I generally steer clear of the Wednesday rantings of The Australian’s Janet Albrechsten, but today is different.
I was expecting a big mea culpa from Albrechtsen now that the Canadian Human Rights Commission has dismissed a complaint made by an Islamic group against Maclean’s magazine and its columnist Mark Steyn. But there is not one word on the matter in her column.
Steyn wrote a column in 2006 for Maclean’s, a leading Canadian weekly, titled “The Future belongs to Islam”. To put not to fine a point on it, Steyn’s piece essentially warned that radical jihadists were going to take over the world and Islam would kill off western civilisation. The piece enraged many Islamic groups in Canada and Steyn and Maclean’s were hauled before Canada’s national Human Rights Commission, and the Human Rights Commissions of Ontario and British Columbia. Steyn and Maclean’s were accused of all manner of things including racism, and inciting racial hatred and Islamophobia.

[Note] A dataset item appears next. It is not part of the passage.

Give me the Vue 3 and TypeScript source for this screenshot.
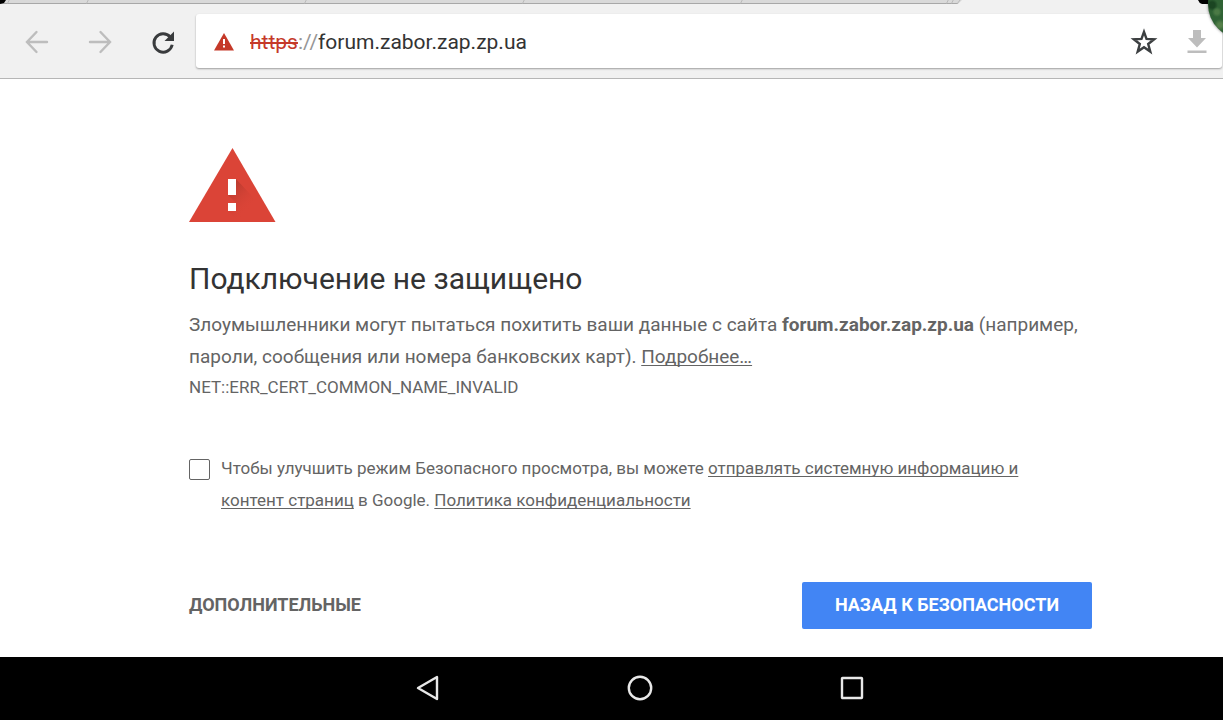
<script setup lang="ts">
import { ref } from 'vue'

const host = ref('forum.zabor.zap.zp.ua')
const sendReports = ref(false)
</script>

<template>
  <div class="screen">
    <svg class="tabs" viewBox="0 0 1223 4" preserveAspectRatio="xMinYMin slice" aria-hidden="true">
      <rect width="1223" height="4" fill="#d9d9d9" />
      <path d="M0 3.5H958" stroke="#a8a8a8" />
      <path d="M958 4l4-4h261v4z" fill="#f1f1f1" />
      <path d="M86.500 3.500l2-4M304.500 3.500l2-4M522.500 3.500l2-4M740.500 3.500l2-4M946.500 3.500l2-4M951.500 3.500l2-4M7.500 3.500l2-4M957 4l3-4" fill="none" stroke="#bababa" />
      <path d="M0 0h6l-2 3-4 1zM1198 0h25v4h-21q-3-1-4-4z" fill="#000" />
    </svg>

    <header class="toolbar">
      <button class="tool" type="button" aria-label="Назад">
        <svg width="26" height="26" viewBox="0 0 26 26" fill="none" stroke="#bdbdbd" stroke-width="2.400" stroke-linecap="round"><path d="M12.500 3L3 13l9.500 10M3.500 13H23" /></svg>
      </button>
      <button class="tool" type="button" aria-label="Вперёд">
        <svg width="26" height="26" viewBox="0 0 26 26" fill="none" stroke="#bdbdbd" stroke-width="2.400" stroke-linecap="round"><path d="M13.500 3L23 13l-9.500 10M22.500 13H3" /></svg>
      </button>
      <button class="tool" type="button" aria-label="Обновить">
        <svg width="26" height="26" viewBox="0 0 26 26"><path d="M20.200 8A9.200 9.200 0 1 0 22.200 15.800" fill="none" stroke="#393b3d" stroke-width="2.900" /><path d="M24 2.500v9.500h-9.500z" fill="#393b3d" /></svg>
      </button>
      <div class="omnibox">
        <svg class="alert" width="20" height="18" viewBox="0 0 20 18"><path d="M10 0l10 17.500H0z" fill="#c53929" /><path d="M9 6h2v5H9zM9 12.500h2v2H9z" fill="#fff" /></svg>
        <span class="scheme"><s>https</s>://</span>
        <input v-model="host" class="url" type="text" aria-label="Адрес" spellcheck="false" />
        <button class="action" type="button" aria-label="В закладки">
          <svg width="28" height="28" viewBox="0 0 28 28"><path d="M14 3.800l2.500 7.100 7.700.3-6 4.800 2.100 7.600L14 19.300l-6.300 4.300L9.800 16l-6-4.800 7.700-.3z" fill="none" stroke="#3c3f41" stroke-width="2.400" /></svg>
        </button>
        <button class="action" type="button" aria-label="Скачать">
          <svg width="20" height="24" viewBox="0 0 20 24"><path d="M6 0h8v8h5l-9 9.500L1 8h5zM.5 20.500h19v2.500H.5z" fill="#bdbdbd" /></svg>
        </button>
      </div>
    </header>

    <main class="warning">
      <svg class="danger" width="87" height="76" viewBox="0 0 87 76" aria-hidden="true">
        <defs>
          <linearGradient id="fade" gradientUnits="userSpaceOnUse" x1="40" y1="43" x2="62" y2="65">
            <stop offset="0" stop-color="#b83a2e" stop-opacity=".9" /><stop offset=".9" stop-color="#db4437" stop-opacity="0" />
          </linearGradient>
        </defs>
        <path d="M43.500 1L86.500 75H0z" fill="#db4437" />
        <path d="M47 32l38 41v2H66L39 48h8zM47 56l19 19H50L39 64h8z" fill="url(#fade)" />
        <path d="M39 32h8v16h-8zM39 56h8v8h-8z" fill="#fff" />
      </svg>
      <h1>Подключение не защищено</h1>
      <p class="lead">
        Злоумышленники могут пытаться похитить ваши данные с сайта <strong>forum.zabor.zap.zp.ua</strong>
        (например, пароли, сообщения или номера банковских карт). <a href="#">Подробнее…</a>
      </p>
      <p class="code">NET::ERR_CERT_COMMON_NAME_INVALID</p>
      <div class="consent">
        <input id="reports" v-model="sendReports" type="checkbox" />
        <label for="reports">
          Чтобы улучшить режим Безопасного просмотра, вы можете <a href="#">отправлять системную информацию и контент страниц</a>
          в Google. <a href="#">Политика конфиденциальности</a>
        </label>
      </div>
      <div class="buttons">
        <button class="details" type="button">ДОПОЛНИТЕЛЬНЫЕ</button>
        <button class="safety" type="button">НАЗАД К БЕЗОПАСНОСТИ</button>
      </div>
    </main>

    <nav class="system">
      <button type="button" aria-label="Назад">
        <svg width="28" height="28" viewBox="0 0 28 28"><path d="M23 3v22L4 14z" /></svg>
      </button>
      <button type="button" aria-label="Домой">
        <svg width="28" height="28" viewBox="0 0 28 28"><circle cx="14" cy="14" r="11.200" /></svg>
      </button>
      <button type="button" aria-label="Недавние">
        <svg width="28" height="28" viewBox="0 0 28 28"><rect x="4" y="4" width="20" height="20" rx=".5" /></svg>
      </button>
    </nav>

    <div class="bubble" aria-hidden="true"></div>
  </div>
</template>

<style>
body {
  margin: 0;
}
</style>

<style scoped>
.screen {
  position: relative;
  display: flex;
  flex-direction: column;
  min-height: 100vh;
  overflow: hidden;
  background: #fff;
  color: #646464;
  font-family: Roboto, "Noto Sans", sans-serif;
}
button {
  padding: 0;
  border: 0;
  background: none;
  font-family: inherit;
  cursor: pointer;
}
svg {
  display: block;
}
.tabs {
  width: 100%;
  height: 4px;
}
.toolbar {
  display: flex;
  align-items: center;
  box-sizing: border-box;
  height: 75px;
  padding: 2px 1px 0 5px;
  border-bottom: 1px solid #b6b6b6;
  background: #f1f1f1;
}
.tool {
  display: grid;
  place-items: center;
  width: 63px;
  height: 56px;
}
.omnibox {
  display: flex;
  flex: 1;
  align-items: center;
  box-sizing: border-box;
  height: 54px;
  margin: 0 0 2px 2px;
  padding: 2px 15px 0 18px;
  border-radius: 3px;
  background: #fff;
  box-shadow: 0 1px 2px rgba(0, 0, 0, 0.35);
}
.scheme {
  margin-left: 16px;
  color: #969696;
  font-size: 21px;
}
.scheme s {
  color: #c53929;
}
.url {
  flex: 1;
  min-width: 0;
  padding: 0;
  border: 0;
  outline: 0;
  background: none;
  color: #333;
  font: 21px Roboto, "Noto Sans", sans-serif;
}
.action {
  margin-left: 29px;
}
.warning {
  flex: 1;
  padding: 68px 131px 28px 189px;
}
h1 {
  margin: 37px 0 0;
  color: #333;
  font-size: 30px;
  font-weight: 400;
  line-height: 38px;
}
p {
  margin: 0;
}
.lead {
  margin-top: 11px;
  font-size: 19px;
  line-height: 32px;
}
.code {
  font-size: 17px;
  line-height: 28px;
}
a {
  color: inherit;
  text-underline-offset: 2px;
  text-decoration-skip-ink: none;
}
.consent {
  display: flex;
  gap: 11px;
  margin-top: 51px;
  padding-right: 40px;
  font-size: 17px;
  line-height: 32px;
}
.consent input {
  flex: none;
  appearance: none;
  box-sizing: border-box;
  width: 21px;
  height: 21px;
  margin: 7px 0 0;
  border: 1px solid #646464;
  border-radius: 2px;
  background: #fff;
}
.consent input:checked {
  background: #4285f4;
}
.buttons {
  display: flex;
  align-items: center;
  justify-content: space-between;
  margin-top: 66px;
}
.buttons button {
  color: #646464;
  font-size: 18px;
  font-weight: 700;
}
.buttons .details {
  padding-bottom: 2px;
}
.buttons .safety {
  height: 47px;
  padding: 0 33px 2px;
  border-radius: 2px;
  background: #4285f4;
  color: #fff;
}
.system {
  display: flex;
  justify-content: center;
  gap: 184px;
  padding: 17px 0 18px 57px;
  background: #000;
}
.system svg {
  fill: none;
  stroke: #e8e8e8;
  stroke-width: 2.4;
  stroke-linejoin: round;
}
.bubble {
  position: absolute;
  top: -31px;
  right: -55px;
  width: 70px;
  height: 70px;
  border-radius: 50%;
  background:
    radial-gradient(circle at 9px 43px, #4b7a45 0 2px, transparent 5px),
    radial-gradient(circle at 12px 56px, #55804a 0 2px, transparent 6px),
    radial-gradient(circle at 4px 36px, #1b4522 0 3px, transparent 6px),
    #2f6234;
  box-shadow: 0 0 3px rgba(0, 0, 0, 0.5);
}
</style>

Only a fortnight ago, Albrechtsen jumped to the defence of Steyn and Maclean’s. While she focussed on the BC human rights commission matter, she unambiguously warned that Canada’s human rights bodies are not interested in fairness.
“It’s a show trial’, said the tub-thumping Albrechtsen in The Australian on June 18. “Canadian human rights tribunals have a 100 per cent conviction rate on so-called ‘hate speech’ cases,” she said.
But only ten days after Albrechtsen made this serious accusation on the intellectual and judicial integrity of Canadian human rights tribunals, Steyn and Maclean’s won their case in the national Human Rights Commission.
“The Canadian Human Rights Commission has dismissed a complaint filed by the Canadian Islamic Congress against Maclean’s magazine,” reported wire service CP last Saturday.
“In its ruling, posted on Maclean’s website, the Commission acknowledges ‘the writing is polemical, colourful and emphatic, and was obviously calculated to excite discussion and even offend certain readers, Muslim and non-Muslim alike.’ But the Commission also says that, overall, “the views expressed in the Steyn article, when considered as a whole and in context, are not of an extreme nature, as defined by the Supreme Court, ” CP said.
And this is not the only win Steyn has had, despite the impression Albrechtsen has given to readers. The Ontario Commission ruled in April it did not have jurisdiction to hear the complaint against Steyn and Maclean’s. The BC Human Rights Commission is yet to rule on the matter.
So much for Albrechtsen’s show trial allegation. Even if the BC Commission rules against Steyn and Maclean’s, Albrechtsen’s sweeping comments about show trials and a 100 percent conviction rate have been proven wrong.
She should have acknowledged this in her column today.
This is a ‘Left-liberal’ beat up aimed squarely at a bete noir of the Left, a journalist who is NOT politically correct. Surely the fundamental question Albrechsten is raising is the whole notion of ‘hate-speech’. The idea that courts should or could arbitrate in such questions is ludicrous. As this case demonstrates, such cases become vehicles for an aggrieved party to silence any public criticism.
Steyn has also written a book titled “America Alone’ and I imagine he further develops in the book some of the themes he raises in the piece which apparently so outraged some Muslims.
The way to deal with poor journalism is with good journalism and the way to stop articles, light on fact and heavy on abuse, from being published, is with sound editorial supervision.
Dear Crikey,
Fair crack of the whip. Why give space to comments on Janet Albrtectsen’s columns?. We saw her do her comic turn at the Lowy Institute a year or so ago. Then the penny dropped. She’s one of the Australian’s comediennes. Not quite as good as Emma Thom, admiitedly, but promising. Reread her praise of the late great Alex, DFAT supremo and champion of George Bush’s understanding of liberty, As another Alexander would have written “Damn with great praise, assent with civil leer”.
Alan Burnett
You’re talking about her…that’s sweet music to the ears of the Oz’s Editor & Albrechtsen herself. Do what the majority of the Australian public now do to F S Akerman & Dizzy Devine…just don’t read them.
It’s not as if you’re going to miss anything of any substance.
Albrechtsen like Ackerman& Devine are just formula writers-you only need to read the headline to immediately know what their stance will be. Sometimes it makes for an interesting exercise to actually waste some precious minutes of your life which you will never get back, to read their guff and realise you are right.
Greg Branes should take his own advice and continue to ignore this woman’s silly rubbish. Life is too short and there are far more inmportant matters to look into. Like the odious Steyn-who was lauded by our previous PM when he visited Oz-they preach to the converted.
So, if the BC Commission rules against him, Janet will still be wrong, because 2 out of 3 did not accept the complaint? That does not make much sense.